**GOAL OF THE EXERCISE**
Leave out the pictures and repeat the rest of the material exactly.

**INFORMATION SHOWN**
================================

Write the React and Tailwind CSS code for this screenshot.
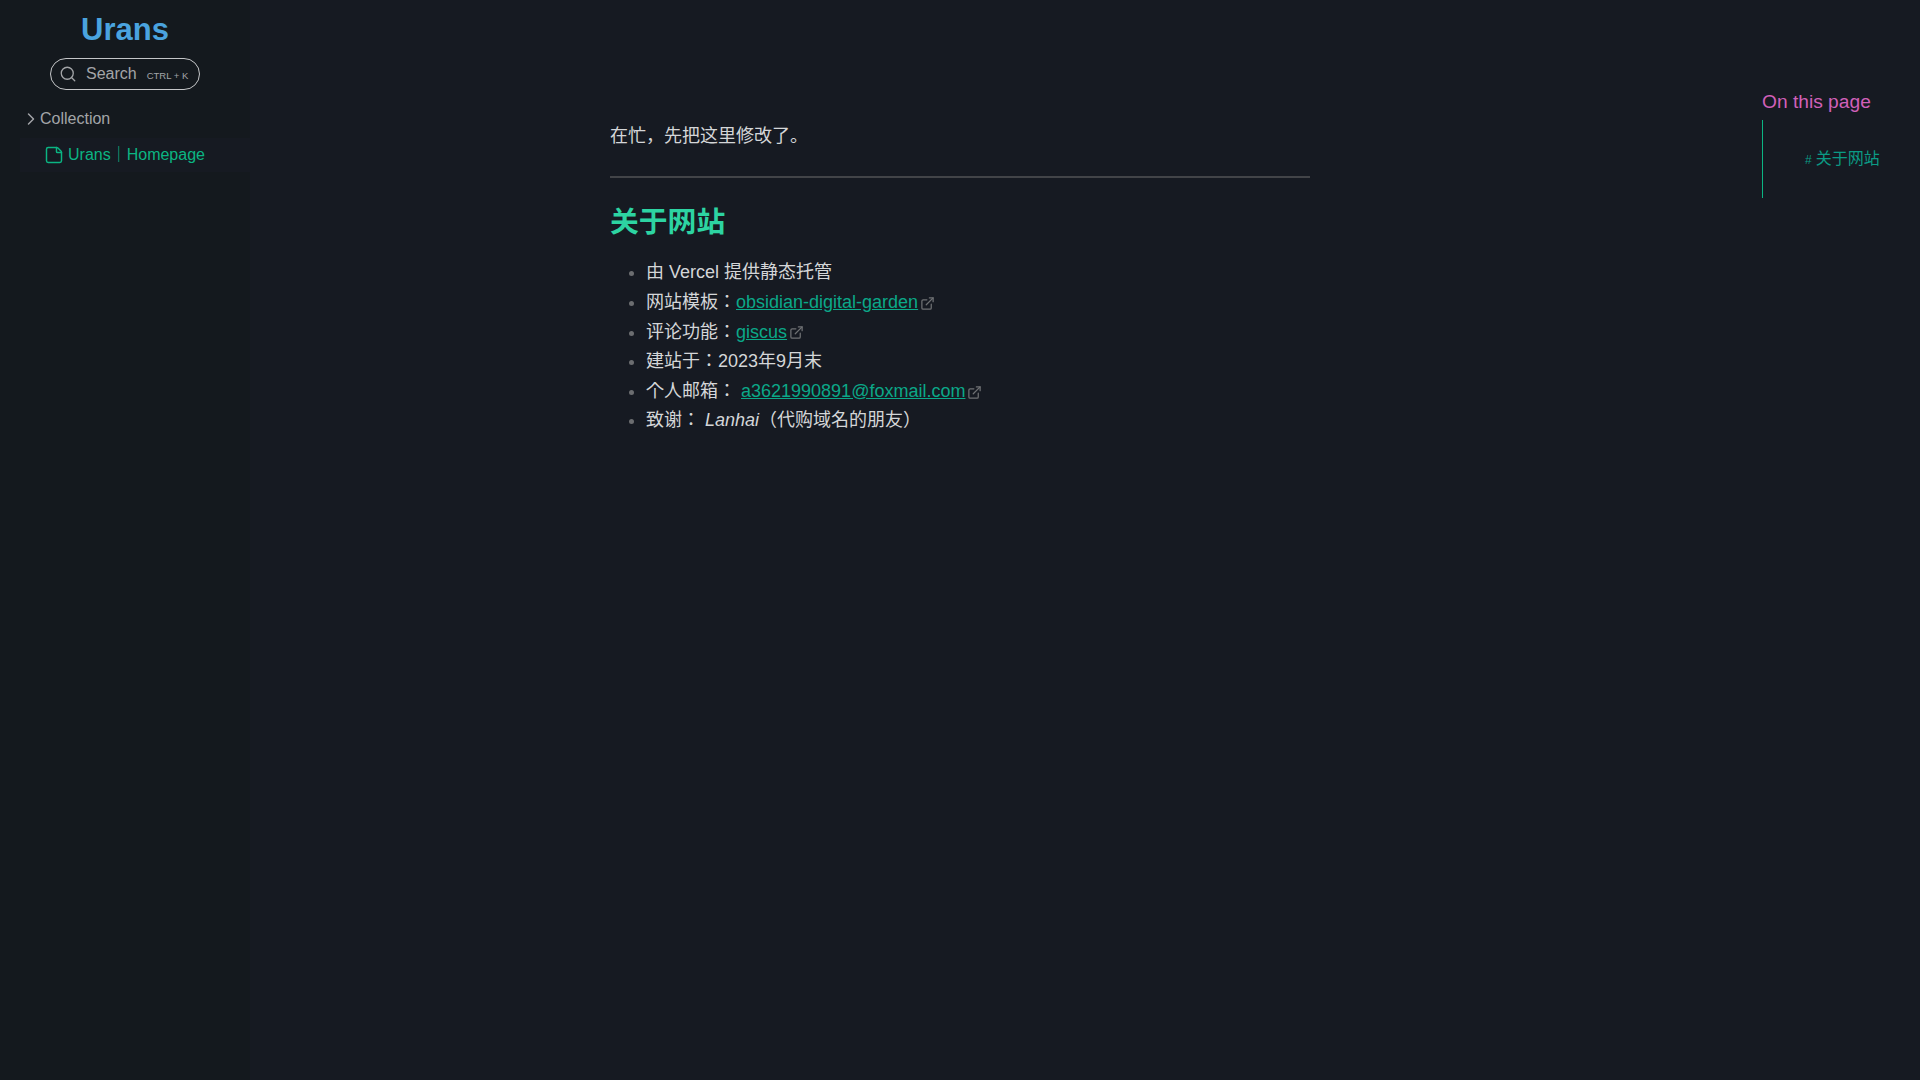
import { ChevronRight, Search, StickyNote, ExternalLink } from 'lucide-react'

const FONT = "font-['Liberation_Sans','Noto_Sans_CJK_KR',sans-serif]"

function Link({ href, children }) {
  return (
    <a href={href} className="inline-flex items-center text-[#0ba888] underline">
      {children}
      <ExternalLink className="ml-[2px] mt-[1px] h-[15px] w-[15px] text-[#6f7174]" strokeWidth={2} />
    </a>
  )
}

const ITEMS = [
  <>由 Vercel 提供静态托管</>,
  <>网站模板：<Link href="#">obsidian-digital-garden</Link></>,
  <>评论功能：<Link href="#">giscus</Link></>,
  <>建站于：2023年9月末</>,
  <>个人邮箱： <Link href="#">a3621990891@foxmail.com</Link></>,
  <>致谢： <em>Lanhai</em>（代购域名的朋友）</>,
]

export default function App() {
  return (
    <div className={`flex h-[1080px] w-full overflow-hidden bg-[#161a22] ${FONT}`}>
      <aside className="flex w-[250px] shrink-0 flex-col bg-[#14191e]">
        <h1 className="mt-[12px] text-center text-[31px] font-bold leading-[36px] text-[#4aa3df]">Urans</h1>
        <div className="mx-auto mt-[10px] flex h-[32px] w-[150px] items-center rounded-full border border-[#c4c6c8] pl-[8px] text-[#a3a5a8]">
          <Search className="h-[18px] w-[18px]" strokeWidth={1.75} />
          <span className="ml-[9px] text-[16px]">Search</span>
          <span className="ml-[10px] mt-[5px] text-[9.5px]">CTRL + K</span>
        </div>
        <div className="mt-[17px] flex h-[24px] items-center pl-[21px] text-[16px] text-[#a3a5a8]">
          <ChevronRight className="h-[20px] w-[20px]" strokeWidth={1.75} />
          <span className="-ml-[1px]">Collection</span>
        </div>
        <div className="ml-[20px] mt-[7px] flex h-[34px] items-center bg-[#161a22] pl-[24px] text-[16px] text-[#0bb583]">
          <StickyNote className="h-[20px] w-[20px]" strokeWidth={1.75} />
          <span className="ml-[4px]">Urans｜Homepage</span>
        </div>
      </aside>

      <main className="flex-1 pl-[360px] pt-[121px]">
        <div className="w-[700px] text-[18px] leading-[28px] text-[#d4d6d8]">
          <p className="pt-[1px]">在忙，先把这里修改了。</p>
          <hr className="mt-[26px] h-[2px] border-0 bg-[#424448]" />
          <h2 className="mt-[26px] text-[28.8px] font-bold leading-[36px] text-[#2dd4a2]">关于网站</h2>
          <ul className="mt-[18.4px] list-disc pl-[36px] marker:text-[#6b6d70]">
            {ITEMS.map((item, i) => (
              <li key={i} className="h-[29.6px] leading-[29.6px]">{item}</li>
            ))}
          </ul>
        </div>
      </main>

      <aside className="w-[158px] shrink-0 pt-[88px]">
        <h3 className="text-[19.2px] leading-[28px] text-[#d160b9]">On this page</h3>
        <div className="mt-[4px] h-[78px] border-l border-[#0bb583] pl-[42px] pt-[27px] text-[16px] leading-[24px] text-[#0b9a85]">
          <span className="mr-[4px] text-[12px]">#</span>关于网站
        </div>
      </aside>
    </div>
  )
}
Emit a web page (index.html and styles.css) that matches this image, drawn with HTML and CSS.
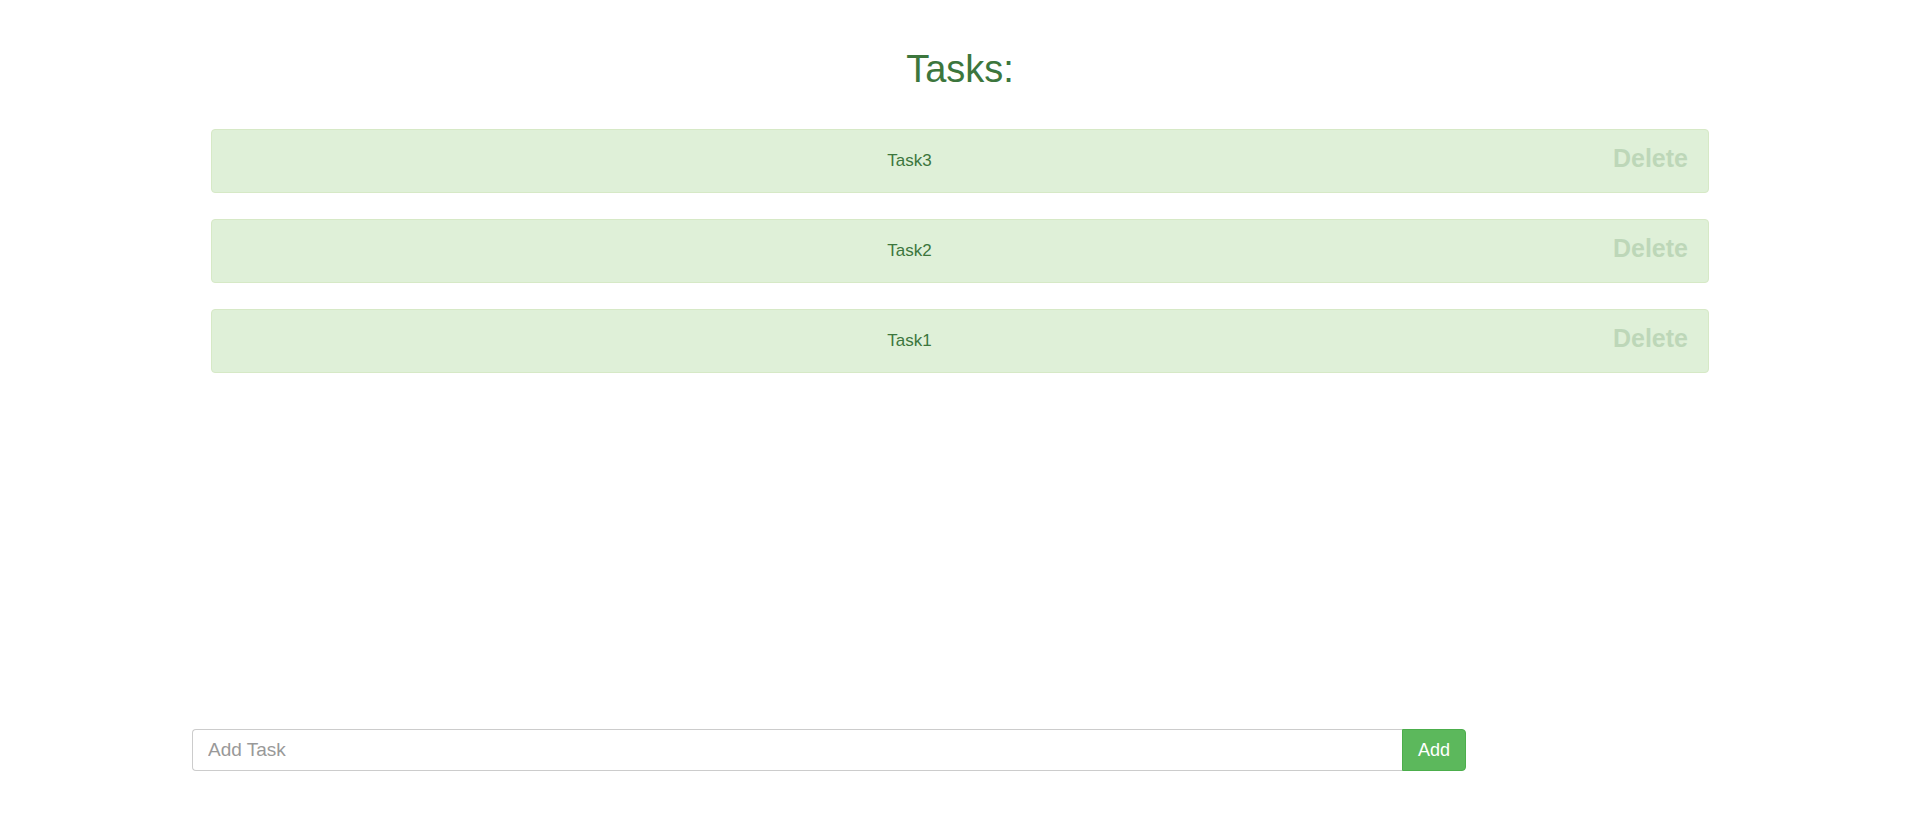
FILE: index.html
```html
<!DOCTYPE html>
<html>
<head>
<meta charset="utf-8">
<title>Tasks</title>
<link rel="stylesheet" href="styles.css">
</head>
<body>
<div class="page">
  <h1 class="title">Tasks:</h1>
  <div class="task-list">
    <div class="task">
      <span class="task-name">Task3</span>
      <button class="task-delete" type="button">Delete</button>
    </div>
    <div class="task">
      <span class="task-name">Task2</span>
      <button class="task-delete" type="button">Delete</button>
    </div>
    <div class="task">
      <span class="task-name">Task1</span>
      <button class="task-delete" type="button">Delete</button>
    </div>
  </div>
  <form class="add-form">
    <input class="add-input" type="text" placeholder="Add Task">
    <button class="add-button" type="button">Add</button>
  </form>
</div>
</body>
</html>
```

FILE: styles.css
```css
* { box-sizing: border-box; }

html, body {
  margin: 0;
  padding: 0;
  background: #ffffff;
  font-family: "Liberation Sans", Arial, sans-serif;
}

.page {
  min-height: 820px;
  display: flex;
  flex-direction: column;
}

.title {
  margin: 0;
  padding-top: 48px;
  font-size: 38px;
  line-height: 43px;
  font-weight: 400;
  color: #3c763d;
  text-align: center;
}

.task-list {
  flex: 1;
  display: flex;
  flex-direction: column;
  gap: 26px;
  margin: 38px 211px 0 211px;
}

.task {
  display: flex;
  align-items: center;
  height: 64px;
  background: #dff0d8;
  border: 1px solid #d6e9c6;
  border-radius: 4px;
  padding: 0 20px 0 0;
  color: #3c763d;
}

.task-name {
  flex: 1;
  text-align: center;
  font-size: 17px;
  line-height: 20px;
}

.task-delete {
  margin-left: 6px;
  padding: 0 0 5px 0;
  border: 0;
  background: transparent;
  font-family: "Liberation Sans", Arial, sans-serif;
  font-size: 25px;
  font-weight: 700;
  line-height: 25px;
  color: #3c763d;
  opacity: 0.2;
  cursor: pointer;
}

.add-form {
  display: flex;
  width: 1274px;
  margin: 0 0 49px 192px;
  height: 42px;
}

.add-input {
  flex: 1;
  height: 42px;
  border: 1px solid #ccc;
  border-right: 0;
  border-radius: 4px 0 0 4px;
  padding: 0 15px;
  font-family: "Liberation Sans", Arial, sans-serif;
  font-size: 19px;
  color: #555;
  outline: none;
}

.add-input::placeholder {
  color: #999;
}

.add-button {
  width: 64px;
  height: 42px;
  border: 1px solid #4cae4c;
  border-radius: 0 4px 4px 0;
  background: #5cb85c;
  color: #ffffff;
  font-family: "Liberation Sans", Arial, sans-serif;
  font-size: 18px;
  padding: 0;
  cursor: pointer;
}
```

================================

**EXERCISE RESPONSE**
Write the React and Tailwind CSS code for this screenshot.
import { ChevronRight, Search, StickyNote, ExternalLink } from 'lucide-react'

const FONT = "font-['Liberation_Sans','Noto_Sans_CJK_KR',sans-serif]"

function Link({ href, children }) {
  return (
    <a href={href} className="inline-flex items-center text-[#0ba888] underline">
      {children}
      <ExternalLink className="ml-[2px] mt-[1px] h-[15px] w-[15px] text-[#6f7174]" strokeWidth={2} />
    </a>
  )
}

const ITEMS = [
  <>由 Vercel 提供静态托管</>,
  <>网站模板：<Link href="#">obsidian-digital-garden</Link></>,
  <>评论功能：<Link href="#">giscus</Link></>,
  <>建站于：2023年9月末</>,
  <>个人邮箱： <Link href="#">a3621990891@foxmail.com</Link></>,
  <>致谢： <em>Lanhai</em>（代购域名的朋友）</>,
]

export default function App() {
  return (
    <div className={`flex h-[1080px] w-full overflow-hidden bg-[#161a22] ${FONT}`}>
      <aside className="flex w-[250px] shrink-0 flex-col bg-[#14191e]">
        <h1 className="mt-[12px] text-center text-[31px] font-bold leading-[36px] text-[#4aa3df]">Urans</h1>
        <div className="mx-auto mt-[10px] flex h-[32px] w-[150px] items-center rounded-full border border-[#c4c6c8] pl-[8px] text-[#a3a5a8]">
          <Search className="h-[18px] w-[18px]" strokeWidth={1.75} />
          <span className="ml-[9px] text-[16px]">Search</span>
          <span className="ml-[10px] mt-[5px] text-[9.5px]">CTRL + K</span>
        </div>
        <div className="mt-[17px] flex h-[24px] items-center pl-[21px] text-[16px] text-[#a3a5a8]">
          <ChevronRight className="h-[20px] w-[20px]" strokeWidth={1.75} />
          <span className="-ml-[1px]">Collection</span>
        </div>
        <div className="ml-[20px] mt-[7px] flex h-[34px] items-center bg-[#161a22] pl-[24px] text-[16px] text-[#0bb583]">
          <StickyNote className="h-[20px] w-[20px]" strokeWidth={1.75} />
          <span className="ml-[4px]">Urans｜Homepage</span>
        </div>
      </aside>

      <main className="flex-1 pl-[360px] pt-[121px]">
        <div className="w-[700px] text-[18px] leading-[28px] text-[#d4d6d8]">
          <p className="pt-[1px]">在忙，先把这里修改了。</p>
          <hr className="mt-[26px] h-[2px] border-0 bg-[#424448]" />
          <h2 className="mt-[26px] text-[28.8px] font-bold leading-[36px] text-[#2dd4a2]">关于网站</h2>
          <ul className="mt-[18.4px] list-disc pl-[36px] marker:text-[#6b6d70]">
            {ITEMS.map((item, i) => (
              <li key={i} className="h-[29.6px] leading-[29.6px]">{item}</li>
            ))}
          </ul>
        </div>
      </main>

      <aside className="w-[158px] shrink-0 pt-[88px]">
        <h3 className="text-[19.2px] leading-[28px] text-[#d160b9]">On this page</h3>
        <div className="mt-[4px] h-[78px] border-l border-[#0bb583] pl-[42px] pt-[27px] text-[16px] leading-[24px] text-[#0b9a85]">
          <span className="mr-[4px] text-[12px]">#</span>关于网站
        </div>
      </aside>
    </div>
  )
}
Emit a web page (index.html and styles.css) that matches this image, drawn with HTML and CSS.
FILE: index.html
```html
<!DOCTYPE html>
<html>
<head>
<meta charset="utf-8">
<title>Tasks</title>
<link rel="stylesheet" href="styles.css">
</head>
<body>
<div class="page">
  <h1 class="title">Tasks:</h1>
  <div class="task-list">
    <div class="task">
      <span class="task-name">Task3</span>
      <button class="task-delete" type="button">Delete</button>
    </div>
    <div class="task">
      <span class="task-name">Task2</span>
      <button class="task-delete" type="button">Delete</button>
    </div>
    <div class="task">
      <span class="task-name">Task1</span>
      <button class="task-delete" type="button">Delete</button>
    </div>
  </div>
  <form class="add-form">
    <input class="add-input" type="text" placeholder="Add Task">
    <button class="add-button" type="button">Add</button>
  </form>
</div>
</body>
</html>
```

FILE: styles.css
```css
* { box-sizing: border-box; }

html, body {
  margin: 0;
  padding: 0;
  background: #ffffff;
  font-family: "Liberation Sans", Arial, sans-serif;
}

.page {
  min-height: 820px;
  display: flex;
  flex-direction: column;
}

.title {
  margin: 0;
  padding-top: 48px;
  font-size: 38px;
  line-height: 43px;
  font-weight: 400;
  color: #3c763d;
  text-align: center;
}

.task-list {
  flex: 1;
  display: flex;
  flex-direction: column;
  gap: 26px;
  margin: 38px 211px 0 211px;
}

.task {
  display: flex;
  align-items: center;
  height: 64px;
  background: #dff0d8;
  border: 1px solid #d6e9c6;
  border-radius: 4px;
  padding: 0 20px 0 0;
  color: #3c763d;
}

.task-name {
  flex: 1;
  text-align: center;
  font-size: 17px;
  line-height: 20px;
}

.task-delete {
  margin-left: 6px;
  padding: 0 0 5px 0;
  border: 0;
  background: transparent;
  font-family: "Liberation Sans", Arial, sans-serif;
  font-size: 25px;
  font-weight: 700;
  line-height: 25px;
  color: #3c763d;
  opacity: 0.2;
  cursor: pointer;
}

.add-form {
  display: flex;
  width: 1274px;
  margin: 0 0 49px 192px;
  height: 42px;
}

.add-input {
  flex: 1;
  height: 42px;
  border: 1px solid #ccc;
  border-right: 0;
  border-radius: 4px 0 0 4px;
  padding: 0 15px;
  font-family: "Liberation Sans", Arial, sans-serif;
  font-size: 19px;
  color: #555;
  outline: none;
}

.add-input::placeholder {
  color: #999;
}

.add-button {
  width: 64px;
  height: 42px;
  border: 1px solid #4cae4c;
  border-radius: 0 4px 4px 0;
  background: #5cb85c;
  color: #ffffff;
  font-family: "Liberation Sans", Arial, sans-serif;
  font-size: 18px;
  padding: 0;
  cursor: pointer;
}
```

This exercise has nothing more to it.